California Water Quality Enforcement—Enforcement actions in California are already on the rise for water quality violations and will likely continue to rise as the major water quality permits in California are revised.  Recently, the State Water Board and its regional boards, most notably the Los Angeles Regional Water Board, have issued hundreds of enforcement actions against construction sites, waste water treatment plants, and building operators (to name a few) under the Mandatory Minimum Penalty program for alleged violations of objective requirements in general permits (e.g., dewatering permits).
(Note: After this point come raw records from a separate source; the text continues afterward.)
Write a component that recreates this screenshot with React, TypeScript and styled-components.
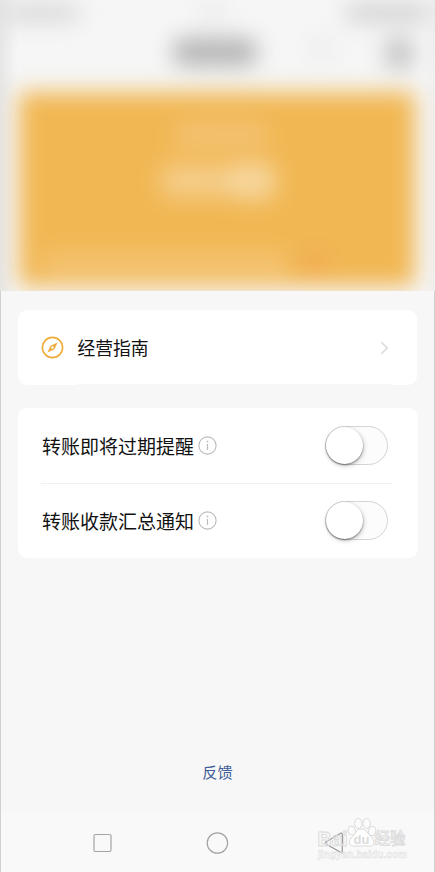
import React, { useState } from "react";
import styled, { createGlobalStyle } from "styled-components";

const GlobalStyle = createGlobalStyle`
  *, *::before, *::after { box-sizing: border-box; }
  body { margin: 0; background: #f7f7f7; }
  button { font: inherit; border: 0; padding: 0; background: none; cursor: pointer; }
`;

const Screen = styled.div`
  position: relative;
  width: 435px;
  height: 872px;
  display: flex;
  flex-direction: column;
  overflow: hidden;
  background: #f7f7f7;
  font-family: "Noto Sans CJK SC", "Noto Sans", sans-serif;
  color: #111;
`;

const Hero = styled.header`
  flex: none;
  height: 291px;
  overflow: hidden;
  background: linear-gradient(90deg, #e6e6e6 0, #f6f6f6 18px, #f6f6f6 422px, #f0f0f0 100%);
`;

const HeroContent = styled.div`
  height: 310px;
  display: flex;
  flex-direction: column;
  filter: blur(11px);
`;

const StatusRow = styled.div`
  height: 28px;
  padding: 4px 4px 0 2px;
  display: flex;
  justify-content: space-between;
`;

const TitleRow = styled.div`
  height: 64px;
  padding: 10px 22px 0 173px;
  display: flex;
  justify-content: space-between;
`;

const Smudge = styled.span<{ $w: number; $h: number; $color: string }>`
  flex: none;
  width: ${(p) => p.$w}px;
  height: ${(p) => p.$h}px;
  border-radius: 10px;
  background: ${(p) => p.$color};
`;

const BalanceCard = styled.div`
  height: 194px;
  margin: 0 20px 0 19px;
  padding: 30px 14px 0 22px;
  display: flex;
  flex-direction: column;
  align-items: center;
  background: #f1b753;
  border-radius: 4px;
`;

const Amount = styled.div`
  margin: 14px 6px 0 0;
  display: flex;
  align-items: center;
`;

const CardFooter = styled.div`
  align-self: stretch;
  margin-top: 52px;
  display: flex;
  gap: 14px;
`;

const Content = styled.main`
  flex: 1;
  display: flex;
  flex-direction: column;
  padding: 19px 17px 0;
  border: solid #d0d0d0;
  border-width: 0 1px;
`;

const GuideCard = styled.section`
  height: 75px;
  width: 399px;
  padding: 0 26px 0 23px;
  display: flex;
  align-items: center;
  background-color: #fff;
  border-radius: 9px;
  background-image: linear-gradient(#f6f6f6, #f6f6f6);
  background-size: 314px 1px;
  background-position: 60px 74px;
  background-repeat: no-repeat;
`;

const GuideLabel = styled.span`
  flex: 1;
  margin: 0 0 2px 13.5px;
  font-size: 17.8px;
  line-height: 26px;
`;

const SettingsCard = styled.section`
  width: 400px;
  height: 150px;
  margin-top: 23px;
  padding: 0 26px 0 23px;
  background: #fff;
  border-radius: 9px;
`;

const SettingRow = styled.div`
  height: 75px;
  display: flex;
  align-items: center;
  padding: 0 4px 0 1px;

  & + & {
    box-shadow: inset 0 1px #f0f0f0;
  }
`;

const SettingLabel = styled.span`
  font-size: 19px;
  line-height: 28px;
`;

const InfoIcon = styled.svg`
  margin: 0 auto 0 4px;
`;

const Toggle = styled.button<{ $on: boolean }>`
  width: 63px;
  height: 39px;
  display: flex;
  align-items: center;
  justify-content: ${(p) => (p.$on ? "flex-end" : "flex-start")};
  border: 1px solid #d1d5d4;
  border-radius: 20px;
  background: ${(p) => (p.$on ? "#f1b753" : "#fcfcfc")};
`;

const Knob = styled.span`
  width: 37px;
  height: 37px;
  border-radius: 50%;
  background: #fff;
  box-shadow: 0 1px 2px rgba(0, 0, 0, 0.45), 1px 2px 5px rgba(0, 0, 0, 0.18);
`;

const Feedback = styled.a`
  margin: auto auto 30px;
  color: #405d99;
  font-size: 15.2px;
  line-height: 24px;
`;

const NavBar = styled.nav`
  flex: none;
  height: 59px;
  padding: 0 90px 0 91px;
  display: grid;
  grid-template-columns: 114px 1fr auto;
  align-items: center;
  background: #f9f9f9;
  border: solid #d0d0d0;
  border-width: 0 1px;

  svg { display: block; }
`;

const Watermark = styled.div`
  position: absolute;
  left: 316px;
  top: 816px;
  width: 92px;
  height: 48px;
  pointer-events: none;
`;

function SettingItem({ label }: { label: string }) {
  const [on, setOn] = useState(false);
  return (
    <SettingRow>
      <SettingLabel>{label}</SettingLabel>
      <InfoIcon width="19" height="19" viewBox="0 0 19 19" fill="none" stroke="#bbb">
        <circle cx="9.5" cy="9.5" r="8.6" strokeWidth="1.1" />
        <path d="M9.5 8v6" strokeWidth="1.2" />
        <path d="M9.5 4.7v1.6" strokeWidth="1.5" />
      </InfoIcon>
      <Toggle $on={on} role="switch" aria-checked={on} aria-label={label} onClick={() => setOn(!on)}>
        <Knob />
      </Toggle>
    </SettingRow>
  );
}

export default function App() {
  return (
    <>
      <GlobalStyle />
      <Screen>
        <Hero>
          <HeroContent>
            <StatusRow>
              <Smudge $w={78} $h={18} $color="#d8d8d8" />
              <Smudge $w={24} $h={16} $color="#e7e7e7" />
              <Smudge $w={86} $h={18} $color="#d1d1d1" />
            </StatusRow>
            <TitleRow>
              <Smudge $w={84} $h={28} $color="#b5b5b5" />
              <Smudge $w={20} $h={22} $color="#e9e9e9" />
              <Smudge $w={28} $h={31} $color="#c2c2c2" />
            </TitleRow>
            <BalanceCard>
              <Smudge $w={94} $h={26} $color="#f3c273" />
              <Amount>
                <Smudge $w={66} $h={34} $color="#f5cc88" />
                <Smudge $w={50} $h={38} $color="#f6d59b" />
              </Amount>
              <CardFooter>
                <Smudge $w={248} $h={24} $color="#f4c372" />
                <Smudge $w={24} $h={22} $color="#f2a952" />
              </CardFooter>
            </BalanceCard>
          </HeroContent>
        </Hero>
        <Content>
          <GuideCard>
            <svg width="23" height="23" viewBox="0 0 23 23" fill="none">
              <circle cx="11.5" cy="11.5" r="10.1" stroke="#efad3d" strokeWidth="1.6" />
              <path
                d="M16.5 6.5 13.6 13.3 6.5 16.5 9.4 9.7ZM11.5 10.2a1.3 1.3 0 1 0 0 2.6 1.3 1.3 0 0 0 0-2.6Z"
                fill="#efad3d"
                fillRule="evenodd"
              />
            </svg>
            <GuideLabel>经营指南</GuideLabel>
            <svg width="12" height="14" viewBox="0 0 12 14" fill="none">
              <path d="m2.3 1.2 6 5.8-6 5.8" stroke="#d9d9d9" strokeWidth="1.5" />
            </svg>
          </GuideCard>
          <SettingsCard>
            <SettingItem label="转账即将过期提醒" />
            <SettingItem label="转账收款汇总通知" />
          </SettingsCard>
          <Feedback>反馈</Feedback>
        </Content>
        <NavBar>
          <svg width="20" height="20" viewBox="0 0 20 20" fill="none" stroke="#a4a4a4">
            <rect x="2" y="1.5" width="17" height="17" rx="1.5" strokeWidth="1.2" />
          </svg>
          <svg width="24" height="24" viewBox="0 0 24 24" fill="none" stroke="#a4a4a4">
            <circle cx="11.4" cy="12" r="10.2" strokeWidth="1.2" />
          </svg>
          <svg width="20" height="22" viewBox="0 0 20 22" fill="none" stroke="#959595">
            <path d="M2 10.1 16.5 1.3q1.8-.8 1.8 1v17q0 1.8-1.8 1L2 11.9q-1.4-.9 0-1.8Z" strokeWidth="1.2" />
          </svg>
        </NavBar>
        <Watermark>
          <svg width="92" height="48" viewBox="0 0 92 48" fill="#fff" fillOpacity=".35" stroke="#dadada" strokeWidth="1">
            <ellipse cx="35.8" cy="14.5" rx="3.6" ry="4.6" transform="rotate(-18 35.8 14.5)" />
            <ellipse cx="42.3" cy="7.5" rx="3.7" ry="5" />
            <ellipse cx="50.7" cy="7.5" rx="3.7" ry="5" />
            <ellipse cx="56.2" cy="15" rx="3.6" ry="4.6" transform="rotate(14 56.2 15)" />
            <path
              d="M45.5 13c-5 0-6.5 5-9 7.5-4.500 4.200-3.500 9.500.5 9.500h17.500c4 0 5-5.300.5-9.500-3-2.500-4.500-7.500-9.500-7.500Z"
              fillOpacity=".8"
            />
            <g fontFamily="Liberation Sans, sans-serif" fontWeight="700">
              <text x="1.5" y="29.5" fontSize="21" textLength="30" lengthAdjust="spacingAndGlyphs">Bai</text>
              <text x="37.5" y="27.5" fontSize="13" textLength="16" stroke="none" fill="#dcdcdc" fillOpacity="1">du</text>
              <text x="2" y="42" fontSize="10" textLength="89" strokeWidth=".5" stroke="#e0e0e0">jingyan.baidu.com</text>
            </g>
            <text x="58.5" y="28" fontSize="15.5" textLength="31" fontFamily="Noto Sans CJK SC, sans-serif" fontWeight="500" strokeWidth=".8">经验</text>
          </svg>
        </Watermark>
      </Screen>
    </>
  );
}
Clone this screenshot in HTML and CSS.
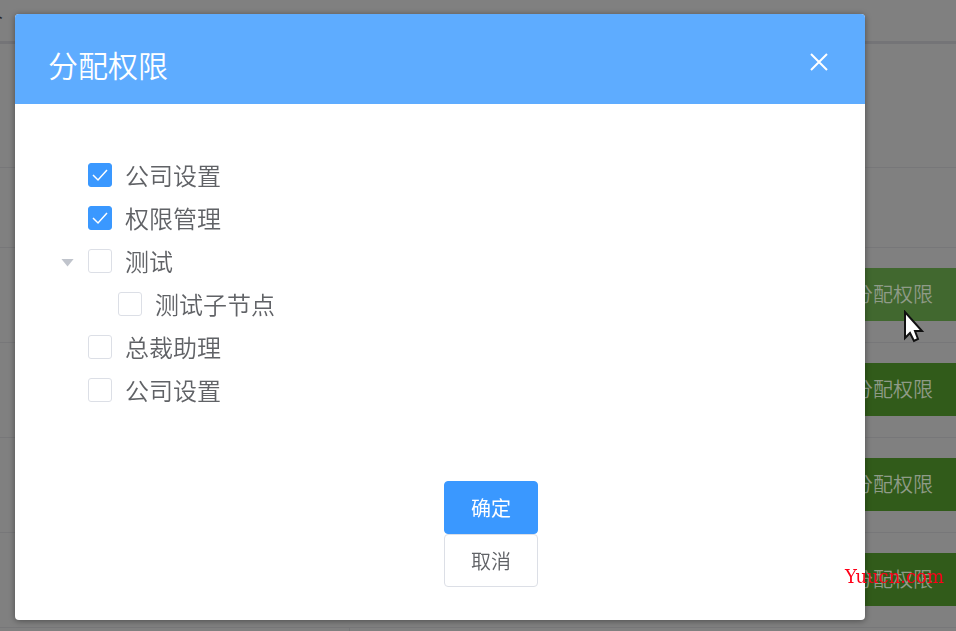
FILE: index.html
```html
<!DOCTYPE html>
<html lang="zh-CN">
<head>
    <meta charset="UTF-8">
    <meta name="viewport" content="width=device-width, initial-scale=1.0">
    <title>分配权限</title>
    <link rel="stylesheet" href="styles.css">
</head>
<body>
    <div class="page">
        <div class="tabs"><span class="tab">人</span></div>
        <div class="toolbar"></div>
        <table class="roles">
            <thead>
                <tr><th></th><th class="col-action"></th></tr>
            </thead>
            <tbody>
                <tr><td></td><td><button type="button" class="btn-assign active">分配权限</button></td></tr>
                <tr><td></td><td><button type="button" class="btn-assign">分配权限</button></td></tr>
                <tr><td></td><td><button type="button" class="btn-assign">分配权限</button></td></tr>
                <tr><td></td><td><button type="button" class="btn-assign">分配权限</button></td></tr>
            </tbody>
        </table>
        <div class="pager"></div>
    </div>

    <div class="overlay">
        <div class="dialog" role="dialog" aria-labelledby="dialogTitle">
            <div class="dialog-header">
                <h1 id="dialogTitle">分配权限</h1>
                <button type="button" class="btn-close" aria-label="关闭">
                    <svg width="20" height="20" viewBox="0 0 20 20"><path d="M2 2L18 18M18 2L2 18"/></svg>
                </button>
            </div>
            <div class="dialog-body">
                <ul class="tree">
                    <li>
                        <label class="node"><input type="checkbox" checked>公司设置</label>
                    </li>
                    <li>
                        <label class="node"><input type="checkbox" checked>权限管理</label>
                    </li>
                    <li>
                        <div class="branch">
                            <button type="button" class="toggle" aria-label="收起"></button>
                            <label class="node"><input type="checkbox">测试</label>
                        </div>
                        <ul>
                            <li>
                                <label class="node"><input type="checkbox">测试子节点</label>
                            </li>
                        </ul>
                    </li>
                    <li>
                        <label class="node"><input type="checkbox">总裁助理</label>
                    </li>
                    <li>
                        <label class="node"><input type="checkbox">公司设置</label>
                    </li>
                </ul>
                <div class="actions">
                    <button type="button" class="btn btn-primary">确定</button>
                    <button type="button" class="btn">取消</button>
                </div>
            </div>
        </div>
    </div>

    <svg class="cursor" width="22" height="34" viewBox="0 0 22 34">
        <path d="M2 2V28L7 23L11 31L15 29L12 21H19Z"/>
    </svg>
    <span class="watermark">Yuucn.com</span>
</body>
</html>
```

FILE: styles.css
```css
* {
    box-sizing: border-box;
}
body {
    margin: 0;
    overflow: hidden;
    background-color: #808080;
    font-family: "Noto Sans CJK SC", sans-serif;
    font-weight: 350;
}
button {
    font-family: inherit;
    font-weight: inherit;
    cursor: pointer;
}

/* page behind the dialog */
.page {
    height: 100vh;
    overflow: hidden;
}
.tabs {
    display: flex;
    height: 44px;
    border-bottom: 3px solid #747477;
}
.tab {
    display: flex;
    justify-content: flex-end;
    width: 3px;
    overflow: hidden;
    font-size: 20px;
    line-height: 20px;
    color: #222;
}
.toolbar {
    height: 124px;
    border-bottom: 1px solid #777779;
}
.roles {
    width: 100%;
    table-layout: fixed;
    border-collapse: separate;
    border-spacing: 0;
}
.roles th,
.roles td {
    padding: 0;
    border-bottom: 1px solid #777779;
}
.roles th {
    height: 80px;
}
.roles td {
    height: 95px;
    padding-bottom: 2px;
}
.roles .col-action {
    width: 132px;
}
.btn-assign {
    display: block;
    width: 138px;
    height: 53px;
    padding: 0 0 2px;
    border: none;
    border-radius: 4px;
    font-size: 20px;
    color: #8f9b88;
    background-color: #315b1a;
}
.btn-assign.active {
    background-color: #41682f;
}
.pager {
    width: 350px;
    height: 20px;
    border-right: 1px solid #777779;
}

/* dialog */
.overlay {
    position: fixed;
    inset: 0;
    padding: 14px 91px 11px 15px;
}
.dialog {
    border-radius: 4px;
    overflow: hidden;
    background-color: #fff;
    box-shadow: 0 1px 6px rgba(0, 0, 0, 0.4);
}
.dialog-header {
    display: flex;
    justify-content: space-between;
    align-items: center;
    height: 90px;
    padding: 10px 36px 0 33px;
    color: #fff;
    background-color: #5eacff;
}
.dialog-header h1 {
    margin: 0;
    font-size: 30px;
    font-weight: inherit;
    line-height: 44px;
}
.btn-close {
    display: flex;
    padding: 0 0 4px;
    border: none;
    background: none;
}
.btn-close svg {
    fill: none;
    stroke: #fff;
    stroke-width: 2;
}
.dialog-body {
    padding: 49px 43px 33px;
}
.tree,
.tree ul {
    margin: 0;
    padding: 0 0 0 30px;
    list-style: none;
}
.node {
    display: flex;
    align-items: center;
    gap: 13px;
    height: 43px;
    font-size: 24px;
    line-height: 32px;
    color: #606266;
}
.node input {
    appearance: none;
    width: 24px;
    height: 24px;
    margin: 0;
    border: 1px solid #dcdfe6;
    border-radius: 3px;
    background-color: #fff;
}
.node input:checked {
    border-color: #3a98ff;
    background: #3a98ff url("data:image/svg+xml,%3Csvg xmlns='http://www.w3.org/2000/svg' viewBox='0 0 22 22'%3E%3Cpath d='M4 11L9 16L18 6' fill='none' stroke='white' stroke-width='1.500'/%3E%3C/svg%3E") center / 22px no-repeat;
}
.branch {
    display: flex;
    align-items: center;
    margin-left: -27px;
}
.toggle {
    width: 13px;
    height: 8px;
    margin: 4px 14px 0 0;
    padding: 0;
    border: none;
    background-color: #c0c4cc;
    clip-path: polygon(0 0, 100% 0, 50% 100%);
}
.actions {
    display: flex;
    flex-direction: column;
    align-items: center;
    padding: 70px 0 0 102px;
}
.btn {
    width: 94px;
    height: 53px;
    padding: 0;
    border: 1px solid #dcdfe6;
    border-radius: 4px;
    font-size: 20px;
    color: #606266;
    background-color: #fff;
}
.btn-primary {
    border-color: #3a98ff;
    font-weight: 400;
    color: #fff;
    background-color: #3a98ff;
}

.cursor {
    position: absolute;
    top: 310px;
    left: 903px;
    fill: #fff;
    stroke: #111;
    stroke-width: 2;
}
.watermark {
    position: absolute;
    right: 12px;
    bottom: 44px;
    font-family: "DejaVu Serif", serif;
    font-size: 18px;
    font-weight: 400;
    line-height: 20px;
    color: #ff0018;
}
```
More Enforcement Using Objective Standards—The surge in proceedings under the Mandatory Minimum Penalty statute follows a trend of vigorously enforcing the objective permit requirements, such as numeric effluent limits and scheduled reporting.  For storm water permits, which have traditionally relied on more subjective standards, the trend in these permits is now toward more objective standards.  The statewide general construction storm water permit for example, reissued in September 2009, contains for the first time in its history numeric effluent limitations on storm water discharges as well as other objective requirements, such as mandatory best management practices.  Regional Board staff members acknowledge these types of objective standards could lead to an increase in the overall number of enforcement actions.  The forthcoming storm water permits for industrial sites and Caltrans projects are expected to contain more objective standards in light of the new construction storm water permit’s requirements, heightening the odds of increased enforcement. 

The regulated community must be vigilant in its awareness of water quality permit requirements (both existing permits and proposed new permits).  Furthermore, in order to avoid potential enforcement activities, regulated entities must take all necessary steps to ensure compliance programs are sufficient and consistently implemented.